Quanto aos reflexos dos empreendimentos altos na iluminação e ventilação, o consultor informa que são introduzidos afastamentos nas regras urbanísticas para tentar amenizar esses efeitos. “Mas, hoje, a gente sabe que não é só isso que ajuda, podem ser feitas outras medidas, como o escalonamento da forma (da construção) e pelo desempenho da construção no lote ou na quadra”, aponta. O escalonamento são os degraus na volumetria do edifício. Há ainda, segundo Villanova, lugares que utilizam envelopes solares para resolver a parte da iluminação – que são o maior volume que um prédio pode ocupar no terreno de forma a permitir o acesso ao sol e à luz natural para a vizinhança do entorno.

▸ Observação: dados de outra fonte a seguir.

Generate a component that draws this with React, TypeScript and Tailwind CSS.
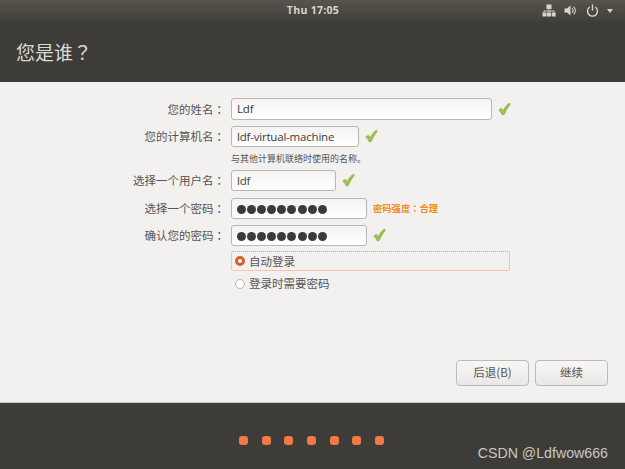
import React from "react";

const cjk = "font-['Noto_Sans_CJK_SC','Noto_Sans',sans-serif]";
// TC centres the full-width colon and question mark, as the reference does
const punct = "font-['Noto_Sans_CJK_TC','Noto_Sans',sans-serif]";

/* green tick shown next to a valid field */
const Tick = () => (
    <svg width="13" height="14" viewBox="0 0 14 14" className="shrink-0 -mt-[1px]">
        <path
            d="M.8 8.2 L3.6 6.2 L5.6 8.8 C7.4 5.4 9.4 2.6 12.2 .6 L13.4 1.8 C10.8 5 8.6 8.6 6.6 13.2 L4.4 13.2 C3.6 11.2 2.4 9.6 .8 8.2 Z"
            fill="#9dc24a"
            stroke="#7fa236"
            strokeWidth=".6"
        />
    </svg>
);

const Dots = () => (
    <span className="flex gap-[1.1px] mt-[1px]">
        {Array.from({ length: 9 }).map((_, i) => (
            <span key={i} className="w-[9px] h-[9px] rounded-full bg-[#3a3a3a]" />
        ))}
    </span>
);

type RowProps = {
    label: string;
    width: string;
    height?: string;
    children: React.ReactNode;
    after?: React.ReactNode;
};

const Row = ({ label, width, height = "h-[21px]", children, after }: RowProps) => (
    <div className="flex items-center">
        <label className={`w-[225px] mr-[6px] pt-[1px] text-right text-[11.5px] text-[#555] ${cjk}`}>
            {label}
            <span className={punct}>：</span>
        </label>
        <div
            className={`${width} ${height} mr-[6px] flex items-center px-[5px] rounded-[3px] border border-[#b9b7b3] bg-gradient-to-b from-[#f4f3f2] to-white text-[11.5px] tracking-[-0.2px] text-[#3c3c3c] font-['Open_Sans',sans-serif]`}
        >
            {children}
        </div>
        {after}
    </div>
);

const FooterButton = ({ label }: { label: string }) => (
    <button
        className={`w-[73px] h-[26px] rounded-[4px] border border-[#bdbbb7] bg-gradient-to-b from-[#f8f7f6] to-[#e9e8e6] text-[11.5px] text-[#555] ${cjk}`}
    >
        {label}
    </button>
);

const App: React.FC = () => {
    return (
        <div className={`w-[625px] h-[469px] flex flex-col overflow-hidden relative ${cjk}`}>
            {/* Top panel + title */}
            <header className="h-[82px] shrink-0 flex flex-col bg-[#3e3c38]">
                <div className="h-[22px] shrink-0 relative flex items-center justify-center pl-[1px] bg-gradient-to-b from-[#57544c] to-[#403e3a]">
                    <span className="text-[10.5px] font-bold text-[#d8d6d0] font-['Open_Sans',sans-serif] tracking-[.3px]">
                        Thu 17:05
                    </span>
                    <div className="absolute right-[12px] top-[4px] flex items-center gap-[8px]">
                        <svg width="14" height="13" viewBox="0 0 14 13" fill="#d6d4ce">
                            <rect x="4.5" y="0.5" width="5" height="4.5" />
                            <rect x="0.5" y="8.5" width="4" height="4" />
                            <rect x="5" y="8.5" width="4" height="4" />
                            <rect x="9.7" y="8.5" width="4" height="4" />
                            <path d="M6.6 5h.8v1.6h5v2h-.8V7.4H7.4v1.2h-.8V7.4H2.4v1.2h-.8v-2h5z" />
                        </svg>
                        <svg width="13" height="13" viewBox="0 0 13 13" fill="none" stroke="#d6d4ce">
                            <path d="M.5 4.5h2.5L6.5 1.5v10L3 8.5H.5z" fill="#d6d4ce" stroke="none" />
                            <path d="M8 4.2a3 3 0 0 1 0 4.6M9.6 2.6a5.2 5.2 0 0 1 0 7.8" strokeWidth="1.1" />
                        </svg>
                        <svg width="13" height="13" viewBox="0 0 13 13" fill="none" stroke="#d6d4ce" strokeWidth="1.4" className="ml-[1px]">
                            <path d="M3.7 3a5 5 0 1 0 5.6 0" />
                            <path d="M6.5 .5v6" />
                        </svg>
                        <span className="w-0 h-0 border-x-[3.5px] border-x-transparent border-t-[4px] border-t-[#d6d4ce]" />
                    </div>
                </div>
                <h1 className="flex-1 flex items-center pl-[16px] pt-[1px] text-[19px] font-normal text-[#dcdad5]">
                    您是谁<span className={punct}>？</span>
                </h1>
            </header>

            {/* Form */}
            <main className="flex-1 bg-[#f2f1f0] border-t border-[#f7f6f5] flex flex-col pt-[15px] border-b border-b-[#c9c8c5]">
                <div className="flex flex-col">
                    <Row label="您的姓名" width="w-[261px]" height="h-[22px]" after={<Tick />}>
                        Ldf
                    </Row>
                    <div className="mt-[6px]">
                        <Row label="您的计算机名" width="w-[128px]" after={<Tick />}>
                            ldf-virtual-machine
                        </Row>
                    </div>
                    <p className="pl-[231px] mt-[4px] h-[15px] leading-[15px] text-[9px] text-[#555]">
                        与其他计算机联络时使用的名称。
                    </p>
                    <div className="mt-[4px]">
                        <Row label="选择一个用户名" width="w-[105px]" after={<Tick />}>
                            ldf
                        </Row>
                    </div>
                    <div className="mt-[7px]">
                        <Row
                            label="选择一个密码"
                            width="w-[136px]"
                            after={
                                <span className="text-[9.3px] font-bold text-[#f08c1e]">
                                    密码强度<span className={punct}>：</span>合理
                                </span>
                            }
                        >
                            <Dots />
                        </Row>
                    </div>
                    <div className="mt-[6px]">
                        <Row label="确认您的密码" width="w-[136px]" after={<Tick />}>
                            <Dots />
                        </Row>
                    </div>
                    <div className="ml-[231px] mt-[5px] w-[279px] h-[20px] flex items-center gap-[4px] px-[3px] rounded-[2px] border border-dotted border-[#ee9a78] text-[11.5px] text-[#555]">
                        <span className="w-[10px] h-[10px] rounded-full bg-white border-[3px] border-[#d2602f]" />
                        <span className="pt-[1px]">自动登录</span>
                    </div>
                    <div className="ml-[231px] mt-[3px] h-[20px] flex items-center gap-[4px] px-[4px] text-[11.5px] text-[#555]">
                        <span className="w-[10px] h-[10px] rounded-full bg-white border border-[#b5b3af]" />
                        登录时需要密码
                    </div>
                </div>
                <div className="mt-auto flex justify-end gap-[6px] pr-[17px] pb-[16px]">
                    <FooterButton label="后退(B)" />
                    <FooterButton label="继续" />
                </div>
            </main>

            {/* Progress dots */}
            <footer className="h-[66px] shrink-0 bg-[#3e3c38] flex justify-center pt-[33px] gap-[13.6px] pr-[2px]">
                {Array.from({ length: 7 }).map((_, i) => (
                    <span key={i} className="w-[9px] h-[9px] rounded-[3px] bg-[#ef7a44]" />
                ))}
            </footer>

            <span className="absolute right-[17px] bottom-[5px] text-[14.2px] text-[#c9c8c5] font-['Liberation_Sans',sans-serif]">
                CSDN @Ldfwow666
            </span>
        </div>
    );
};

export default App;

A arquitetura e a morfologia, pontua ele, têm como se adaptar para mitigar os problemas dos empreendimentos ligados a esses dois pontos. “Por sua dimensão, eles sempre vão ter um impacto, mas os seus benefícios de concentração de indivíduos e de serviços e menores deslocamentos acabam valendo a pena ter uma redução das horas de sol e da ventilação”, defende.
Verticalização e identidade dos prédios altos em debate
Sobre as discussões envolvendo a verticalização no Brasil, o pesquisador e consultor Luis Henrique Villanova lembra que elas são muitas e a maioria delas contrárias a esse movimento. “Porém, dificilmente as pessoas indicam soluções, a proposta é acabar com os edifícios altos”, assinala. Crítico da maneira como a verticalização ocorre no País, o consultor salienta que é preciso adaptar as legislações urbanísticas para que as vantagens desse formato de construção para os municípios possam aparecer, concentrando-os em vez de espalhá-los pelas localidades.

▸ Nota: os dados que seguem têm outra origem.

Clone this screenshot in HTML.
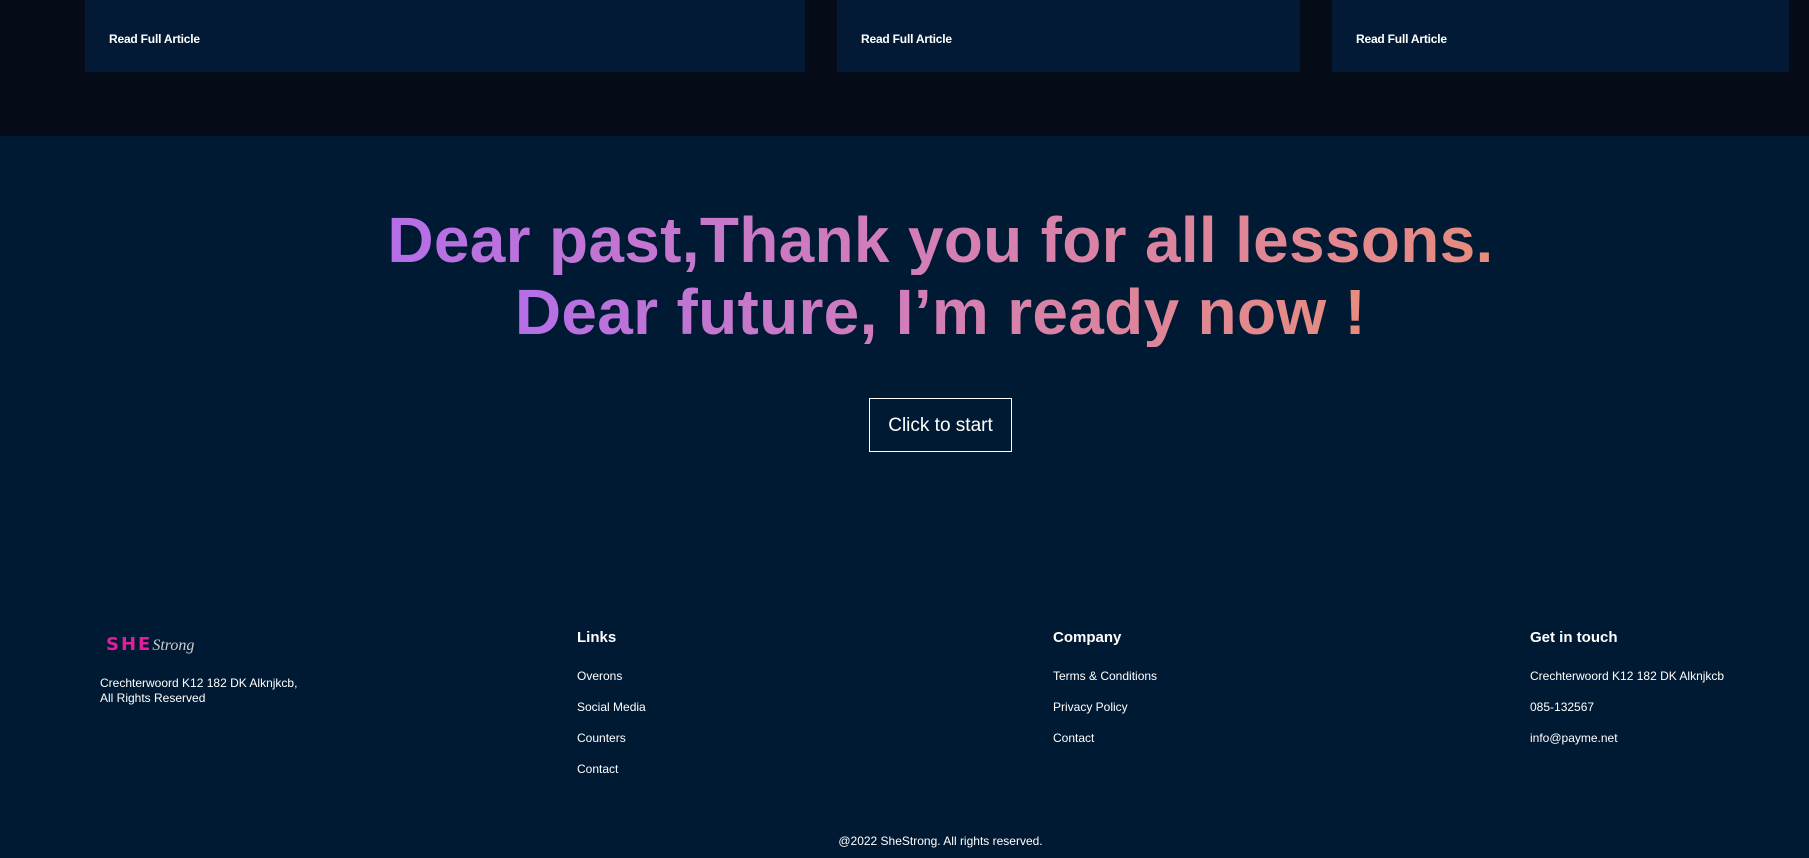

“Se amarrar esses empreendimentos ao contexto ao redor deles, com normas que deem um olhar para o térreo, para o embasamento que dê uma continuidade na rua e não apenas paredões esperando que outro prédio seja erguido, há soluções para esses edifícios. Tem que ter um desenho urbano a ser seguido”, acredita. Villanova conta também que no seu doutorado está estudando como a performance da construção na quadra pode não ser vinculada a regras preestabelecidas, mas a diretrizes que vão determinar as metas a serem alcançadas. A maneira como isso será atingido fica a critério do desenvolvedor, que deve comprovar que está cumprindo esses objetivos. Esses parâmetros, agrega ele, podem ser dados por arquitetos projetistas ou terceirizados que farão os levantamentos sobre iluminação solar, ventilação, de amarração ao cenário urbano e de compatibilização com prédios históricos.

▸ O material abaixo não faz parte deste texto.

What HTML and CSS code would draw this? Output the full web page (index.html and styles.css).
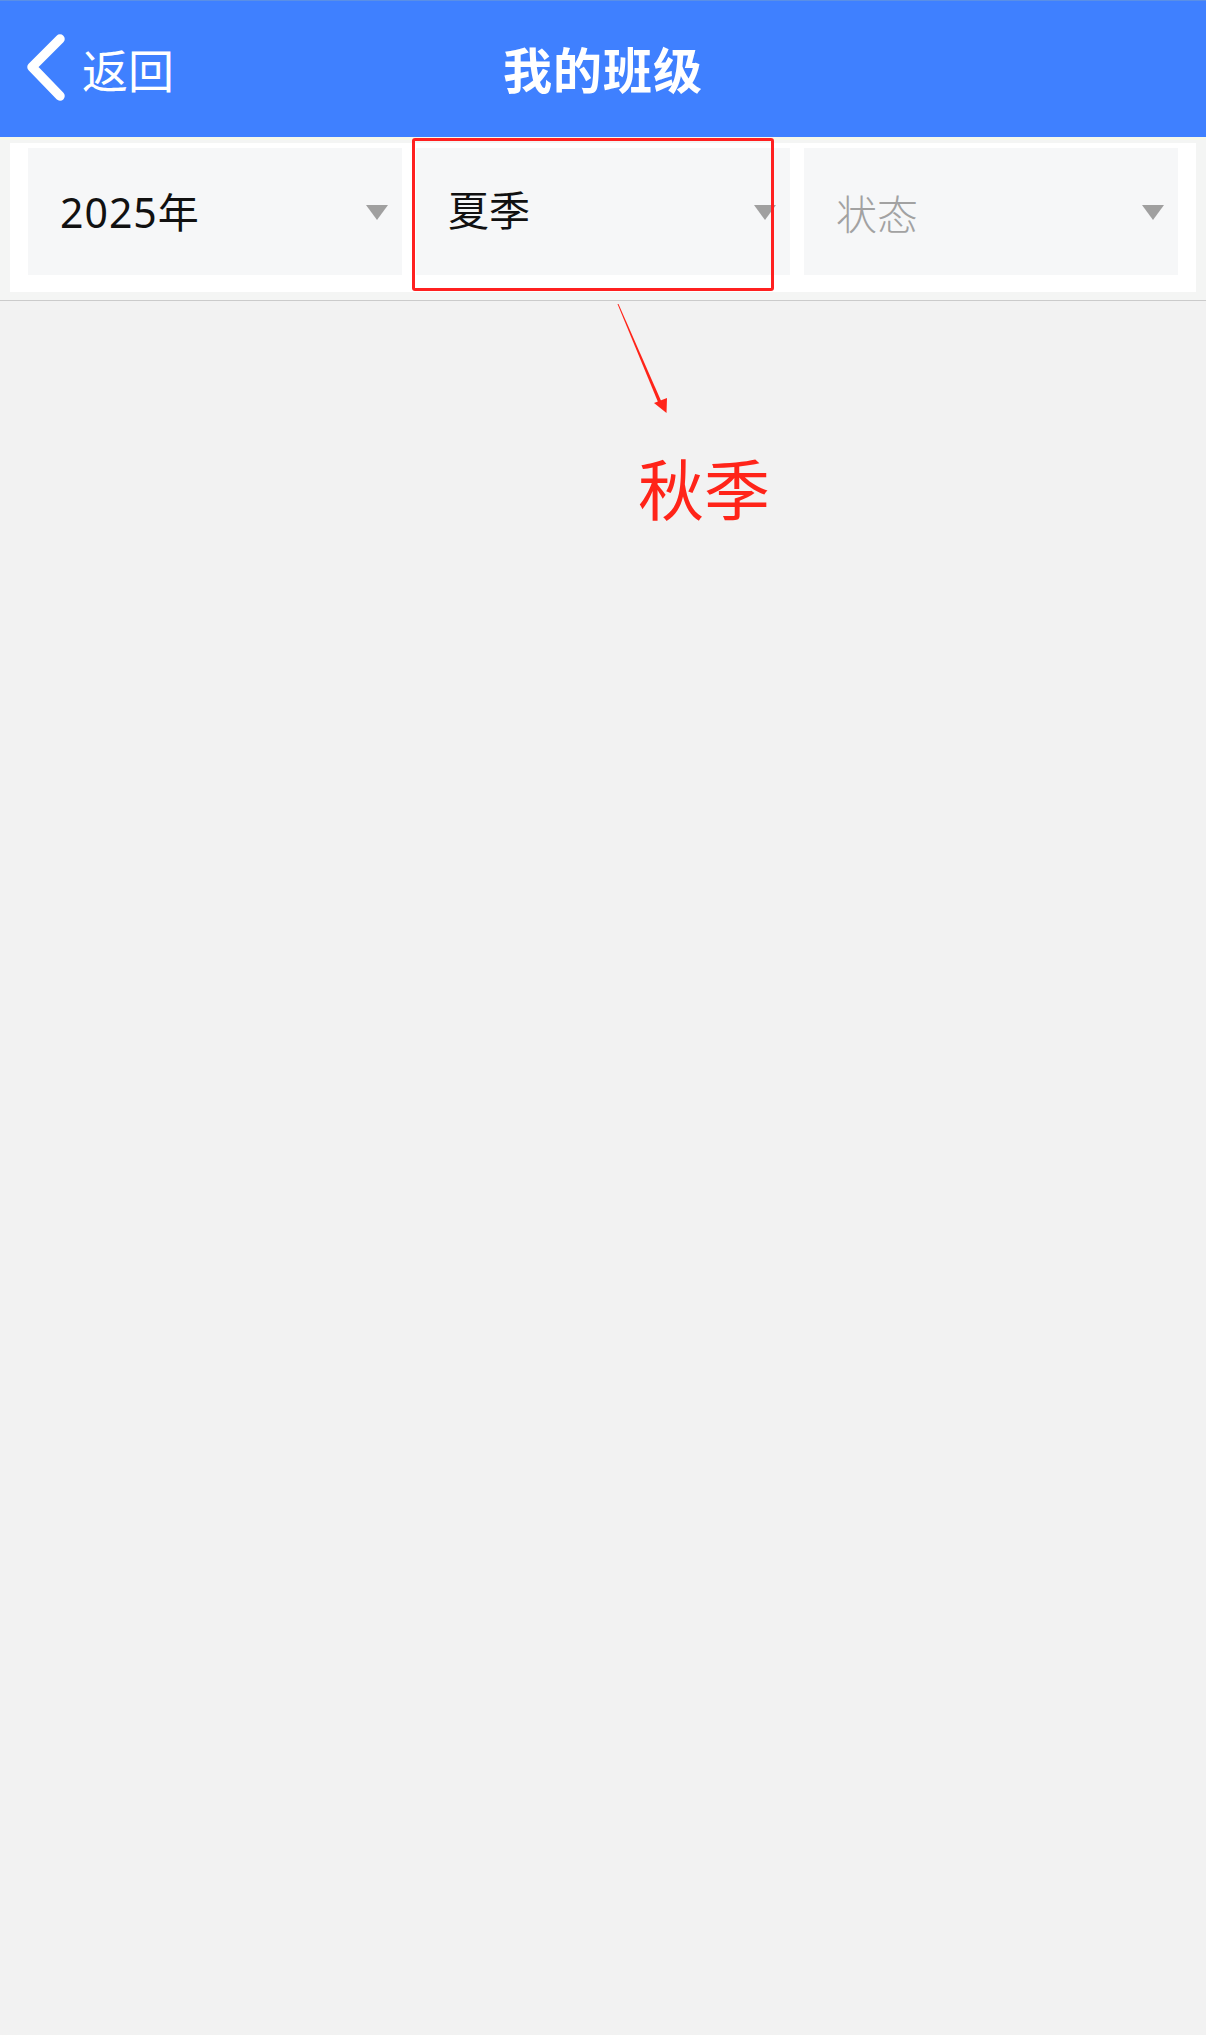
FILE: index.html
```html
<!DOCTYPE html>
<html lang="zh-CN">
<head>
<meta charset="utf-8">
<title>我的班级</title>
<link rel="stylesheet" href="styles.css">
</head>
<body>
<div class="page">
  <header class="navbar">
    <a class="back">
      <svg class="back-icon" width="44" height="70" viewBox="0 0 44 70">
        <polyline points="34,6 6,34 34,63" fill="none" stroke="#fff" stroke-width="9.5" stroke-linecap="round" stroke-linejoin="round"/>
      </svg>
      <span class="back-text">返回</span>
    </a>
    <h1 class="title">我的班级</h1>
  </header>

  <section class="filters">
    <div class="filter-panel">
      <div class="select">
        <span class="select-value year">2025年</span>
        <span class="caret"></span>
      </div>
      <div class="select">
        <span class="select-value">夏季</span>
        <span class="caret"></span>
      </div>
      <div class="select">
        <span class="select-value placeholder">状态</span>
        <span class="caret"></span>
      </div>
    </div>
  </section>

  <main class="content"></main>

  <div class="note-box"></div>
  <svg class="note-arrow" width="80" height="130" viewBox="0 0 80 130">
    <polygon points="8.5,4 9.5,4 53,103 50,104.5" fill="#ff2419"/>
    <polygon points="45,103 58,98 57.5,113" fill="#ff2419"/>
  </svg>
  <div class="note-text">秋季</div>
</div>
</body>
</html>
```

FILE: styles.css
```css
html, body {
  margin: 0;
  padding: 0;
}

body {
  background: #f2f2f2;
  font-family: "Liberation Sans", "Noto Sans CJK SC", sans-serif;
}

.page {
  position: relative;
  width: 1206px;
  min-height: 2035px;
  background: #f2f2f2;
}

/* top navigation bar */
.navbar {
  position: relative;
  height: 136px;
  background: #3f80ff;
  border-top: 1px solid #5a8fe6;
  display: flex;
  align-items: center;
  justify-content: center;
}

.back {
  position: absolute;
  left: 26px;
  top: 0;
  height: 136px;
  display: flex;
  align-items: center;
  gap: 12px;
  color: #fff;
}

.back-icon {
  display: block;
  margin-top: -2px;
}

.back-text {
  font-family: "Noto Sans CJK SC", sans-serif;
  font-size: 46px;
  font-weight: 400;
  line-height: 1;
  margin-top: -2px;
}

.title {
  margin: -4px 0 0;
  color: #fff;
  font-family: "Noto Sans CJK SC", sans-serif;
  font-size: 49px;
  font-weight: 700;
  letter-spacing: 1px;
}

/* filter row */
.filters {
  background: #f4f5f4;
  border-top: 3px solid #f6f8ea;
  padding: 3px 10px 8px;
  border-bottom: 1px solid #cbcbcb;
}

.filter-panel {
  background: #fff;
  padding: 5px 18px 17px;
  display: flex;
  gap: 14px;
}

.select {
  flex: 1;
  height: 127px;
  background: #f6f7f8;
  display: flex;
  align-items: center;
  padding: 0 14px 0 32px;
}

.select-value {
  flex: 1;
  font-size: 41px;
  color: #111;
  line-height: 1;
  margin-top: 2px;
}

.select-value.year {
  font-family: "Noto Sans", "Noto Sans CJK SC", sans-serif;
  letter-spacing: 1px;
}

.select-value.placeholder {
  color: #a2a2a2;
  font-family: "Noto Sans CJK SC", sans-serif;
  font-weight: 300;
}

.caret {
  width: 0;
  height: 0;
  border-left: 11px solid transparent;
  border-right: 11px solid transparent;
  border-top: 15px solid #a0a0a0;
  margin-top: 2px;
}

.content {
  min-height: 1700px;
}

/* red annotation overlay */
.note-box {
  position: absolute;
  left: 412px;
  top: 138px;
  width: 356px;
  height: 147px;
  border: 3px solid #ff2020;
  border-radius: 3px;
}

.note-arrow {
  position: absolute;
  left: 609px;
  top: 300px;
}

.note-text {
  position: absolute;
  left: 638px;
  top: 447px;
  font-family: "Noto Sans CJK SC", sans-serif;
  font-size: 66px;
  line-height: 1.2;
  color: #ff2419;
}
```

Outro fator identificado por Villanova em suas pesquisas, iniciadas no mestrado, foi a ausência de uma identidade nos empreendimentos altos nacionais. “O Conselho de Edifícios Altos e Habitat Urbano (CTBUH) faz estudos anuais sobre o futuro dessas construções e um deles critica os prédios do pós-guerra, a partir de 1950, em estilo internacional, que são aquelas caixas pretas de vidro que estão pelo mundo inteiro, tem nos Estados Unidos, Rio de Janeiro, Porto Alegre, Londres, Tóquio, São Paulo”, frisa.
O CTBUH declara que esses empreendimentos não tem uma identidade do local onde foram inseridos, nem ambiental ou culturalmente. “O Conselho trazia a ideia do prédio do século XXI retomar essa identidade perdida de cada região”, acrescenta. Em sua pesquisa, Villanova fez uma simulação tendo a capital gaúcha como base e acabou se aprofundando sobre a arquitetura nacional. “Vi que o (arquiteto e urbanista) Lúcio Costa, quando estava produzindo os conceitos da arquitetura moderna, falava dela procurar os traços da arquitetura vernacular feita no País, pelos Bandeirantes, que tinha muito a ver com o uso de brise-soleil, com venezianas e terraços, o que se traduziu como uma identidade para as construções”, detalha.
Para ele, o Edifício Itália, em São Paulo, é o arranha-céu que mais representa essa identidade da arquitetura brasileira e que foi totalmente perdida. “Depois começou a se fazer esses prédios de caixa de vidro e mais recentemente os neoclássicos. Um exemplo é Balneário Camboriú tentando imitar Dubai”, enfatiza. Diante desse panorama, Villanova questiona por que não se resgata uma identidade própria para não precisar ficar imitando o que é feito nas demais nações.
Um dos aspectos positivos dessa retomada, opina o consultor, seria que esses elementos que já fizeram parte da arquitetura do Brasil ajudam muito mais nos aspectos ambientais, como a utilização de brises para gerar sombreamento, do que simplesmente peles de vidro, que necessitam praticamente a toda hora a utilização de ar-condicionado. “Fora as questões de vegetação nas fachadas que são muito bem-vindas em nossos prédios. Somos um país tropical e vemos isso muito pouco”, conclui.